Using the records below, count the lines with "React" in them. Give the number only.

==== Records supplied

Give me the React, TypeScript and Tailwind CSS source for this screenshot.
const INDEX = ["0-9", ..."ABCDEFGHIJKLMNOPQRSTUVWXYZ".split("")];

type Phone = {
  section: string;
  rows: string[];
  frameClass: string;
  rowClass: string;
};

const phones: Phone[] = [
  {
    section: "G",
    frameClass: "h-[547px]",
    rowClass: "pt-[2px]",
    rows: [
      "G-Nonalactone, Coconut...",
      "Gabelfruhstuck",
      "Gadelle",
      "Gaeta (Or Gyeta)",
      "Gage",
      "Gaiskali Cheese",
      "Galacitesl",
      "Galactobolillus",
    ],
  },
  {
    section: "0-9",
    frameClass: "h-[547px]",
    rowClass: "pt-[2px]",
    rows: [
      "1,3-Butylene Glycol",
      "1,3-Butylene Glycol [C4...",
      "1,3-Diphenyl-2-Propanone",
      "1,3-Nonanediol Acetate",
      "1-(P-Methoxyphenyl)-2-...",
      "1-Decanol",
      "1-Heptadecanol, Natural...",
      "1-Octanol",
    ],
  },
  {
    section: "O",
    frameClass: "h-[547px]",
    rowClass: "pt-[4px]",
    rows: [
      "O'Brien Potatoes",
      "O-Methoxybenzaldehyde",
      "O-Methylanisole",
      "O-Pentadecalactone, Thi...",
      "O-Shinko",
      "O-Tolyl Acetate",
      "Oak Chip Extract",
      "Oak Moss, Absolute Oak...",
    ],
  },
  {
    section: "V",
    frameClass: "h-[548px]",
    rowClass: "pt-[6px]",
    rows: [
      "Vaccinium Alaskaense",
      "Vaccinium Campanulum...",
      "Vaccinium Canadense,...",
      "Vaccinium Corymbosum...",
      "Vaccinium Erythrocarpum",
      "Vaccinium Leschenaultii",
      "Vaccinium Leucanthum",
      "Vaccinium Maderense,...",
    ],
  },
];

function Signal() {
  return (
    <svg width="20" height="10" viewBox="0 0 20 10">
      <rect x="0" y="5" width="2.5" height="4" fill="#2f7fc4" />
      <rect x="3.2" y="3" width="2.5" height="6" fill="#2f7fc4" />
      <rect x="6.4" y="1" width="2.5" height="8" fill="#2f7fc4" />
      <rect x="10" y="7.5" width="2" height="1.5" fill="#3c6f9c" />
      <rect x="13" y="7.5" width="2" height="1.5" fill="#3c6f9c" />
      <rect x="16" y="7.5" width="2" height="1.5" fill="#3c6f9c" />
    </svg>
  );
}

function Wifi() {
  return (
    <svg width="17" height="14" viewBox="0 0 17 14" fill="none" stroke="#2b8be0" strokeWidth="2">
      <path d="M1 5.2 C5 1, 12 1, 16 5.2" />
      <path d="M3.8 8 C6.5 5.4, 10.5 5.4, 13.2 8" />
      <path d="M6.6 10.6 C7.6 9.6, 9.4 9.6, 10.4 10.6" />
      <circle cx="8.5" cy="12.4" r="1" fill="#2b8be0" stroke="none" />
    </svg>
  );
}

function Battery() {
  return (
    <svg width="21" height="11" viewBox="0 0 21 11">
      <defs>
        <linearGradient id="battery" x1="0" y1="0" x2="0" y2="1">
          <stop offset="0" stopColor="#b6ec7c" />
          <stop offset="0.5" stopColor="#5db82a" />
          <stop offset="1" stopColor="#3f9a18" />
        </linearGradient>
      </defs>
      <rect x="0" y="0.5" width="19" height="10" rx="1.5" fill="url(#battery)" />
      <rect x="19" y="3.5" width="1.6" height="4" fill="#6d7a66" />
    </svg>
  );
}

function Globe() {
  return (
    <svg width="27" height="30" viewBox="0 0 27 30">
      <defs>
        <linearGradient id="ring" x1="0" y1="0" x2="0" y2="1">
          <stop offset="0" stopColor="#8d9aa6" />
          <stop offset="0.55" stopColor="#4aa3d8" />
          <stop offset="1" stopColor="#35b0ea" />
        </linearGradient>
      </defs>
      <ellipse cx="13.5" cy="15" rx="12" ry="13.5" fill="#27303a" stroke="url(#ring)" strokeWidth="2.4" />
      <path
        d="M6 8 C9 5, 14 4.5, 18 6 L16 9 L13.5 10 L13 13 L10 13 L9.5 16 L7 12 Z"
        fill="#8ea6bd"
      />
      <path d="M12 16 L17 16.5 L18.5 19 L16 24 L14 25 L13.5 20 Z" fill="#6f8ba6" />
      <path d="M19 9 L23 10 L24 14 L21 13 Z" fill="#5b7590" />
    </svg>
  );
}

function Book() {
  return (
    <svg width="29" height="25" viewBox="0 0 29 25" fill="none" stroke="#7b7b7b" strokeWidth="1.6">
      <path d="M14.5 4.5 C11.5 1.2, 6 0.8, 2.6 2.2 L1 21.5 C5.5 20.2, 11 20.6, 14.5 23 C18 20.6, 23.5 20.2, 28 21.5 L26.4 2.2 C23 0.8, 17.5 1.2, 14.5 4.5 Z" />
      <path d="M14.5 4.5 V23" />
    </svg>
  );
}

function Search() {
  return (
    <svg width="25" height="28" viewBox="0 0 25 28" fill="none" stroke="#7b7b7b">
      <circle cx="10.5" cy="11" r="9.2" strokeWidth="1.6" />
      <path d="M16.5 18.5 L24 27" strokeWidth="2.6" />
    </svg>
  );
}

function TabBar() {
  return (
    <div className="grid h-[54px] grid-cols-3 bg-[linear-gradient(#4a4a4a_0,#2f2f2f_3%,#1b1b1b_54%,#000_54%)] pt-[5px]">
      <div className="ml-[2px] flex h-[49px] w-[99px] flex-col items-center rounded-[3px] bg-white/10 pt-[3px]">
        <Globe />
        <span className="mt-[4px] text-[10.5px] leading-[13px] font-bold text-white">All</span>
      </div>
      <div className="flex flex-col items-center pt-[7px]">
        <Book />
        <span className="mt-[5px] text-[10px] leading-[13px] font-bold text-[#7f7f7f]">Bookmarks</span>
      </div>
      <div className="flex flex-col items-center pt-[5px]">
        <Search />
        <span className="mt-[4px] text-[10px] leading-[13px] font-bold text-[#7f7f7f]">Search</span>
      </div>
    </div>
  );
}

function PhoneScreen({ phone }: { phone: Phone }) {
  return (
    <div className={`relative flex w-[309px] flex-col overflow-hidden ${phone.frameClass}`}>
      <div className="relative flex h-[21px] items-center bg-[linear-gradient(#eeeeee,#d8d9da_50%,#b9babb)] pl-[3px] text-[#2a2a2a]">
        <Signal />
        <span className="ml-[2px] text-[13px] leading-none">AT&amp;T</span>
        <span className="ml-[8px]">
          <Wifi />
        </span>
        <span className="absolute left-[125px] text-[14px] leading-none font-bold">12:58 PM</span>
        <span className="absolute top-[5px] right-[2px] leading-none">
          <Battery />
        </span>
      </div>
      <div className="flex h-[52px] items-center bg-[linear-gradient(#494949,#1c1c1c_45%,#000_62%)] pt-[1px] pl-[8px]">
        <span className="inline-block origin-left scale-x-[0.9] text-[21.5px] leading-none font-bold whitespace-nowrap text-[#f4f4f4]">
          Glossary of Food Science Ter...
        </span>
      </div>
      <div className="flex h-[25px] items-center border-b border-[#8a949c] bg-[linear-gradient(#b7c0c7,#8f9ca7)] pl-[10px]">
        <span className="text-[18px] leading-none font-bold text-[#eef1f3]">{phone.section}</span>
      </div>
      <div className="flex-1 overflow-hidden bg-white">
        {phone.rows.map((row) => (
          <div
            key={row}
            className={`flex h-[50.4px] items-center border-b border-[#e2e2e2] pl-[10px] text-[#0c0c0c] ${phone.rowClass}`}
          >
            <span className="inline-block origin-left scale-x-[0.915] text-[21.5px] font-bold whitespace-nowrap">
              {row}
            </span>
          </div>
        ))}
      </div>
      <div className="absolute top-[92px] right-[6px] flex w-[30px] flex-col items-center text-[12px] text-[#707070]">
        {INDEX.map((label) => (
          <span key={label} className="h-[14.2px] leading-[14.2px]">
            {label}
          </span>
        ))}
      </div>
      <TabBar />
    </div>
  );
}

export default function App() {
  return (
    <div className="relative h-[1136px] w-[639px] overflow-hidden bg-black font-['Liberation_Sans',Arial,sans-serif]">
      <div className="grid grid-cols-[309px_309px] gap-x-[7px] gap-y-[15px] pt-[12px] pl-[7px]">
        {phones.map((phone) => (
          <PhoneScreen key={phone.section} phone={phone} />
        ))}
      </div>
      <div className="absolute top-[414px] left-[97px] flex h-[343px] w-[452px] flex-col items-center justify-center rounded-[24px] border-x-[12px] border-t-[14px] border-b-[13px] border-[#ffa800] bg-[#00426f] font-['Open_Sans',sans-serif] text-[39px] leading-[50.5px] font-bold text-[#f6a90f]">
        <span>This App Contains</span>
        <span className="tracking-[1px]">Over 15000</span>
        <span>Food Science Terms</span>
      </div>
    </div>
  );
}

========
==== Records supplied

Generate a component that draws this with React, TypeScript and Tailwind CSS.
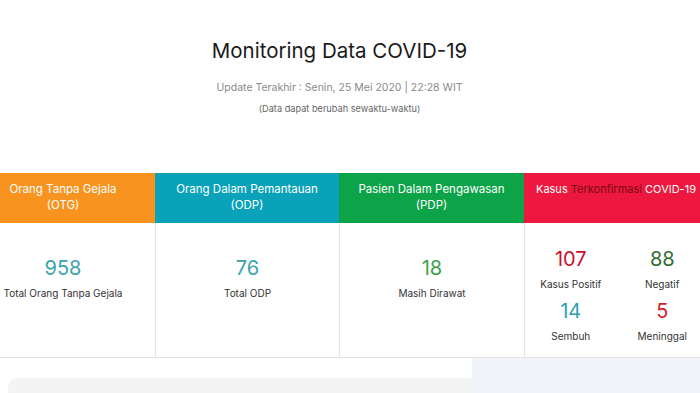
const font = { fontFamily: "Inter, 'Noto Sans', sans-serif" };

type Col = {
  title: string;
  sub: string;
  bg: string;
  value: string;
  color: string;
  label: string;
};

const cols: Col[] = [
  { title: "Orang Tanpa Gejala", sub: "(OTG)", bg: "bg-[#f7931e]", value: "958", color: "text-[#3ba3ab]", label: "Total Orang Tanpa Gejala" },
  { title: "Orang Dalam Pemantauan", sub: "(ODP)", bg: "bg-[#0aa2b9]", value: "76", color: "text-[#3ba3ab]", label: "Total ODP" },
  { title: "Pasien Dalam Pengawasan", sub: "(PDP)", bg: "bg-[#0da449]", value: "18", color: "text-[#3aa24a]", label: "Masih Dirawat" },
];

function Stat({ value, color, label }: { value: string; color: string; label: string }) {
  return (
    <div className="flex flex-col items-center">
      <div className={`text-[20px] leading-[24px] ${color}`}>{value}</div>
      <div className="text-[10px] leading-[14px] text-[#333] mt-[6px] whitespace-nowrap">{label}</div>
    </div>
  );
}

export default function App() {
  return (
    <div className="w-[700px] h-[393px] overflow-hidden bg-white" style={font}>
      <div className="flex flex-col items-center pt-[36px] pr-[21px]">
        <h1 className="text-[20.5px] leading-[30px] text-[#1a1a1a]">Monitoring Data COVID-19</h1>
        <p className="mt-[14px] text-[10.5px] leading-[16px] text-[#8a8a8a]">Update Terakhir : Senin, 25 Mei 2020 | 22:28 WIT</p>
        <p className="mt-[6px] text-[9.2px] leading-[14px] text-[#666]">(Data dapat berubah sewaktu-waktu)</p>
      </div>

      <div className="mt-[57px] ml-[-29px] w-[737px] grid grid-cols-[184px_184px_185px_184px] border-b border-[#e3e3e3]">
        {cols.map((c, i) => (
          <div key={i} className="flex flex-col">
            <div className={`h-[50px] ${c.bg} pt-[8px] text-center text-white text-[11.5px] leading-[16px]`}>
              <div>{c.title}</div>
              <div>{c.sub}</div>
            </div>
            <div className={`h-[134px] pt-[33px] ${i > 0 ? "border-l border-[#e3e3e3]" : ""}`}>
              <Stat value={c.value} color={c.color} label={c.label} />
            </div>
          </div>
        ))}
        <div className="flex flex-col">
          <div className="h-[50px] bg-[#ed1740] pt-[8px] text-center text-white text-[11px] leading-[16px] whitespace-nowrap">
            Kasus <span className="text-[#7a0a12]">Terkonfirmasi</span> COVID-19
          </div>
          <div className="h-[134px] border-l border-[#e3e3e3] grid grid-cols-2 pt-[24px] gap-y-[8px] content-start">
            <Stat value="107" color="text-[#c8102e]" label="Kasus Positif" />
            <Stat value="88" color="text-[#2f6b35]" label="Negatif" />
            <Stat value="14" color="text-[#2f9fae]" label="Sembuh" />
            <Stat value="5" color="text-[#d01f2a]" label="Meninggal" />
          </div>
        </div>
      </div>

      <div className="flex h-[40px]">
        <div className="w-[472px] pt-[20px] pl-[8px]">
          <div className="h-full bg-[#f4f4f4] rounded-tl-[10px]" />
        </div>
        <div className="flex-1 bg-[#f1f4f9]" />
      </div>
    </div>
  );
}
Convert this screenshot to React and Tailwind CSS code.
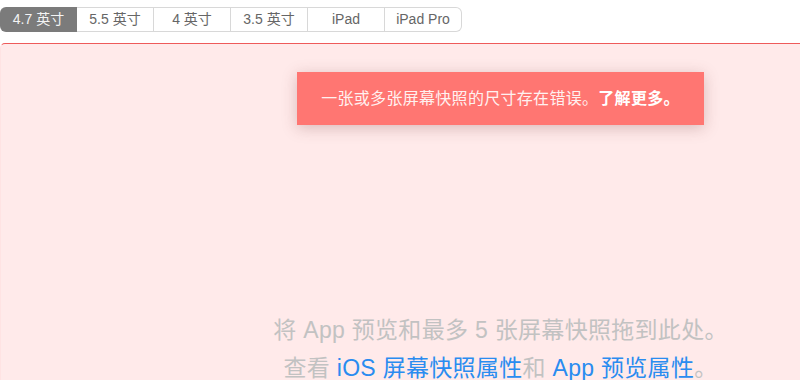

========
==== Records supplied

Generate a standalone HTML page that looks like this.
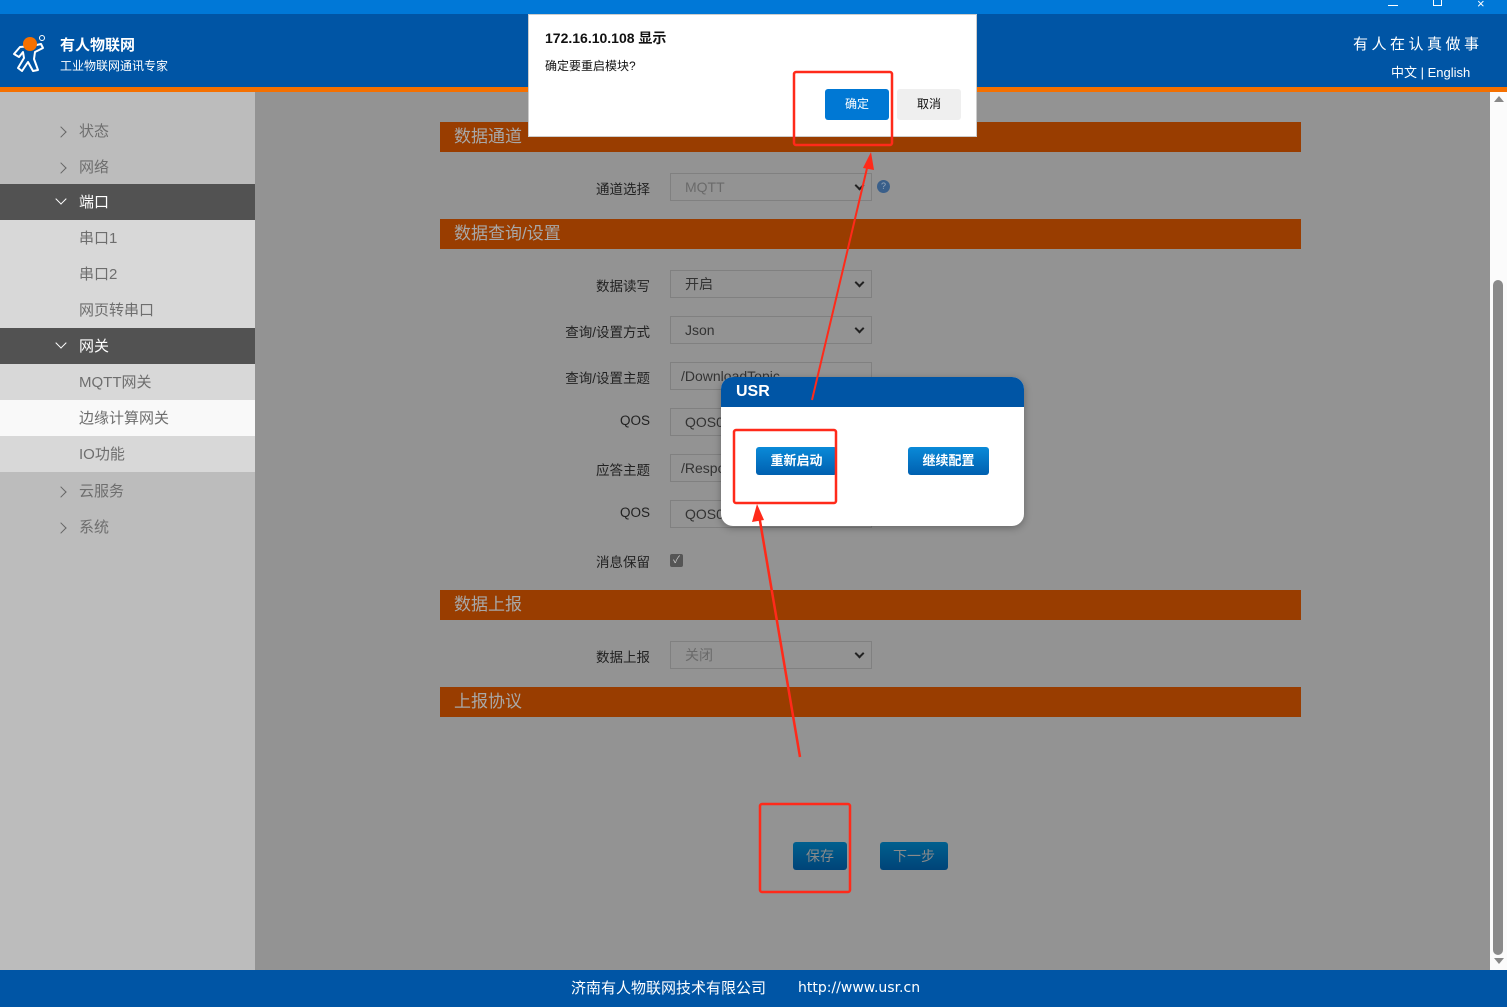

========

*The result*: 3